A volta

por Lima Barreto*

O governo resolveu fornecer passagens, terras, instrumentos aratórios, auxílio por alguns
meses às pessoas e famílias que se quiserem instalar em núcleos coloniais nos Estados de
Minas e Rio de Janeiro.
Os jornais já publicaram fotografias edificantes dos primeiros que foram procurar
passagens na chefatura de polícia.
É duro entrar naquele lugar. Há um tal aspecto de sujidade moral, de indiferença pela
sorte do próximo, de opressão, de desprezo por todas as leis, de ligeirezas em deter, em
prender, em humilhar, que eu, que lá entrei como louco, devido à inépcia de um delegado idiota,
como louco, isto é, sagrado, diante da fotografia que estampam os jornais, enchi-me de uma
imensa piedade por aqueles que lá foram como pobres, como miseráveis, pedir, humilhar-se
diante desse Estado que os embrulhou.
Porque o Senhor Rio Branco, o primeiro brasileiro, como aí dizem, cismou que havia de
fazer do Brasil grande potência, que devia torná-lo conhecido na Europa, que lhe devia dar um
grande exército, uma grande esquadra, de elefantes paralíticos, de dotar a sua capital de
avenidas, de boulevards, elegâncias bem idiotamente binoculares e toca a gastar dinheiro, toca
a fazer empréstimos; e a pobre gente que mourejava lá fora, entre a febre palustre e a seca
implacável, pensou que aqui fosse o Eldorado e lá deixou as suas choupanas, o seu sapé, o seu
aipim, o seu porco, correndo ao Rio de Janeiro a apanhar algumas moedas da cornucópia
inesgotável.
Ninguém os viu lá, ninguém quis melhorar a sua sorte no lugar que o sangue dos seus
avós regou o eito.

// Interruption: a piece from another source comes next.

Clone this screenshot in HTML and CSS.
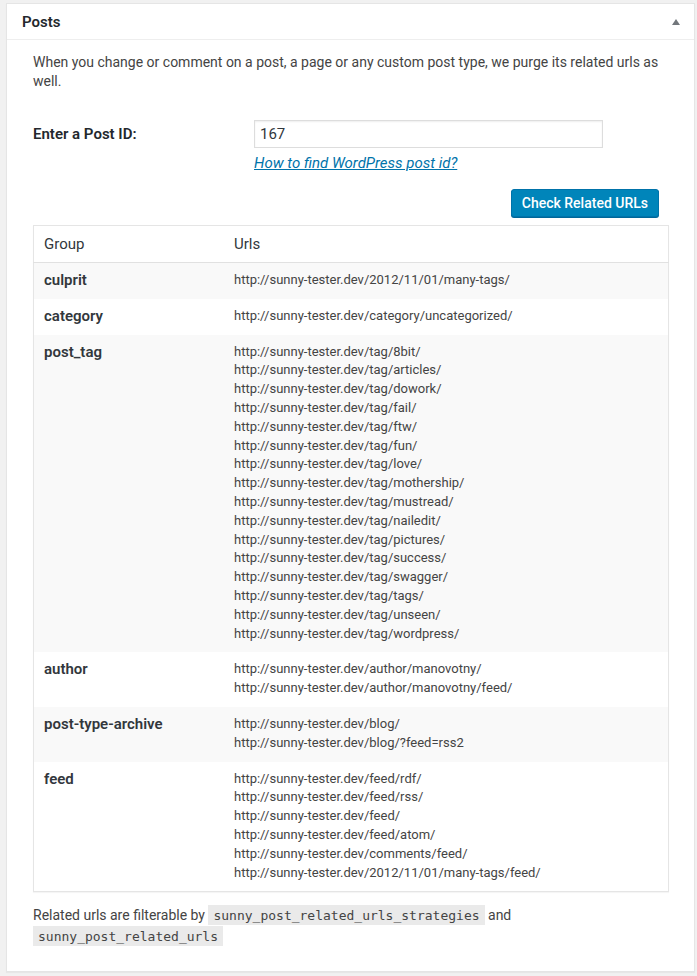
FILE: index.html
```html
<!DOCTYPE html>
<html>
<head>
<meta charset="utf-8">
<link rel="stylesheet" href="styles.css">
</head>
<body>
<div class="postbox">
  <div class="hndle">
    <h2>Posts</h2>
    <span class="toggle"></span>
  </div>
  <div class="inside">
    <p class="desc">When you change or comment on a post, a page or any custom post type, we purge its related urls as well.</p>
    <div class="form-row">
      <label class="label">Enter a Post ID:</label>
      <div class="field">
        <div class="input">167</div>
        <a class="help" href="#">How to find WordPress post id?</a>
      </div>
    </div>
    <div class="actions"><button class="button">Check Related URLs</button></div>
    <table class="widefat">
      <thead><tr><th class="col-group">Group</th><th>Urls</th></tr></thead>
      <tbody>
        <tr class="alt"><td class="group">culprit</td><td class="urls">http://sunny-tester.dev/2012/11/01/many-tags/</td></tr>
        <tr><td class="group">category</td><td class="urls">http://sunny-tester.dev/category/uncategorized/</td></tr>
        <tr class="alt"><td class="group">post_tag</td><td class="urls">http://sunny-tester.dev/tag/8bit/<br>http://sunny-tester.dev/tag/articles/<br>http://sunny-tester.dev/tag/dowork/<br>http://sunny-tester.dev/tag/fail/<br>http://sunny-tester.dev/tag/ftw/<br>http://sunny-tester.dev/tag/fun/<br>http://sunny-tester.dev/tag/love/<br>http://sunny-tester.dev/tag/mothership/<br>http://sunny-tester.dev/tag/mustread/<br>http://sunny-tester.dev/tag/nailedit/<br>http://sunny-tester.dev/tag/pictures/<br>http://sunny-tester.dev/tag/success/<br>http://sunny-tester.dev/tag/swagger/<br>http://sunny-tester.dev/tag/tags/<br>http://sunny-tester.dev/tag/unseen/<br>http://sunny-tester.dev/tag/wordpress/</td></tr>
        <tr><td class="group">author</td><td class="urls">http://sunny-tester.dev/author/manovotny/<br>http://sunny-tester.dev/author/manovotny/feed/</td></tr>
        <tr class="alt"><td class="group">post-type-archive</td><td class="urls">http://sunny-tester.dev/blog/<br>http://sunny-tester.dev/blog/?feed=rss2</td></tr>
        <tr><td class="group">feed</td><td class="urls">http://sunny-tester.dev/feed/rdf/<br>http://sunny-tester.dev/feed/rss/<br>http://sunny-tester.dev/feed/<br>http://sunny-tester.dev/feed/atom/<br>http://sunny-tester.dev/comments/feed/<br>http://sunny-tester.dev/2012/11/01/many-tags/feed/</td></tr>
      </tbody>
    </table>
    <p class="note">Related urls are filterable by <code>sunny_post_related_urls_strategies</code> and <code>sunny_post_related_urls</code></p>
  </div>
</div>
</body>
</html>
```
FILE: styles.css
```css
html, body {
  margin: 0;
  background: #f1f1f1;
}
body {
  padding: 3px 2px 7px 6px;
  font-family: Roboto, "Liberation Sans", sans-serif;
  color: #444;
  font-size: 14px;
}
.postbox {
  background: #fff;
  border: 1px solid #e5e5e5;
  box-shadow: 0 1px 1px rgba(0,0,0,.04);
}
.hndle {
  height: 35px;
  border-bottom: 1px solid #eee;
  display: flex;
  align-items: center;
  justify-content: space-between;
  padding: 0 14px 0 15px;
}
.hndle h2 {
  margin: 0;
  font-size: 15px;
  font-weight: 600;
  color: #23282d;
}
.toggle {
  width: 0;
  height: 0;
  border-left: 4px solid transparent;
  border-right: 4px solid transparent;
  border-bottom: 6px solid #72777c;
}
.inside {
  padding: 0 25px 24px 26px;
}
.desc {
  margin: 13px 0 0;
  line-height: 19px;
  font-size: 14px;
}
.form-row {
  display: flex;
  margin-top: 29px;
}
.label {
  width: 221px;
  font-size: 15px;
  font-weight: 600;
  color: #23282d;
  padding-top: 5px;
}
.field {
  display: flex;
  flex-direction: column;
}
.input {
  width: 337px;
  height: 26px;
  border: 1px solid #ddd;
  box-shadow: inset 0 1px 2px rgba(0,0,0,.07);
  padding: 0 5px;
  font-size: 15px;
  line-height: 26px;
  color: #32373c;
}
.help {
  margin-top: 6px;
  font-size: 15px;
  font-style: italic;
  color: #0073aa;
  text-decoration: underline;
}
.actions {
  display: flex;
  justify-content: flex-end;
  margin-top: 17px;
  padding-right: 10px;
}
.button {
  height: 28px;
  padding: 0 10px 1px;
  background: #0085ba;
  border: 1px solid #0073aa;
  border-radius: 3px;
  box-shadow: 0 1px 0 #006799;
  color: #fff;
  font-family: inherit;
  font-size: 14px;
  font-weight: 500;
}
.widefat {
  margin-top: 8px;
  width: 100%;
  border-collapse: collapse;
  border: 1px solid #e5e5e5;
  box-shadow: 0 1px 1px rgba(0,0,0,.04);
}
.widefat th {
  text-align: left;
  font-weight: 400;
  font-size: 15px;
  color: #32373c;
  height: 36px;
  padding: 0 10px;
  border-bottom: 1px solid #e1e1e1;
}
.col-group { width: 170px; }
.widefat td {
  vertical-align: top;
  padding: 8px 10px 9px;
  line-height: 18.8px;
}
.widefat tr.alt td { background: #f9f9f9; }
.group {
  font-size: 15px;
  font-weight: 600;
  color: #32373c;
}
.urls {
  font-size: 13px;
  color: #444;
}
.note {
  margin: 13px 0 0;
  line-height: 20px;
}
code {
  font-family: "DejaVu Sans Mono", monospace;
  font-size: 13px;
  background: #eaeaea;
  padding: 3px 5px 2px;
}
```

Fascinaram-nos para a cidade e eles agora voltam, voltam pela mão da
polícia como reles vagabundos.
É assim o governo: seduz, corrompe e depois… uma semicadeia.
A obsessão de Buenos Aires sempre nos perturbou o julgamento das coisas.
A grande cidade do Prata tem um milhão de habitantes; a capital argentina tem longas
ruas retas; a capital argentina não tem pretos; portanto, meus senhores, o Rio de Janeiro,
cortado de montanhas, deve ter largas ruas retas; o Rio de Janeiro, num país de três ou quatro
grandes cidades, precisa ter um milhão; o Rio de Janeiro, capital de um país que recebeu
durante quase três séculos milhões de pretos, não deve ter pretos.
E com semelhantes raciocínios foram perturbar a vida da pobre gente que vivia a sua
medíocre vida aí por fora, para satisfazer obsoletas concepções sociais, tolas competições
patrióticas, transformando-lhes os horizontes e dando-lhes inexeqüíveis esperanças.
Voltam agora; voltam, um a um, aos casais, às famílias para a terra, para a roça, donde
nunca deviam ter ido para atender tolas vaidades de taumaturgos políticos e encher de misérias
uma cidade cercada de terras abandonadas que nenhum dos nossos consumados estadistas
soube ainda torná-las produtivas e úteis.
O Rio civiliza-se!

Vida urbana, 26-1-1915

.

Afonso Henriques de Lima Barreto (Rio de Janeiro, 13 de maio de 1881 – Rio de Janeiro, 1 de Novembro de 1922), mais conhecido apenas como Lima Barreto, foi um jornalista e um dos mais importantes escritores libertários brasileiros.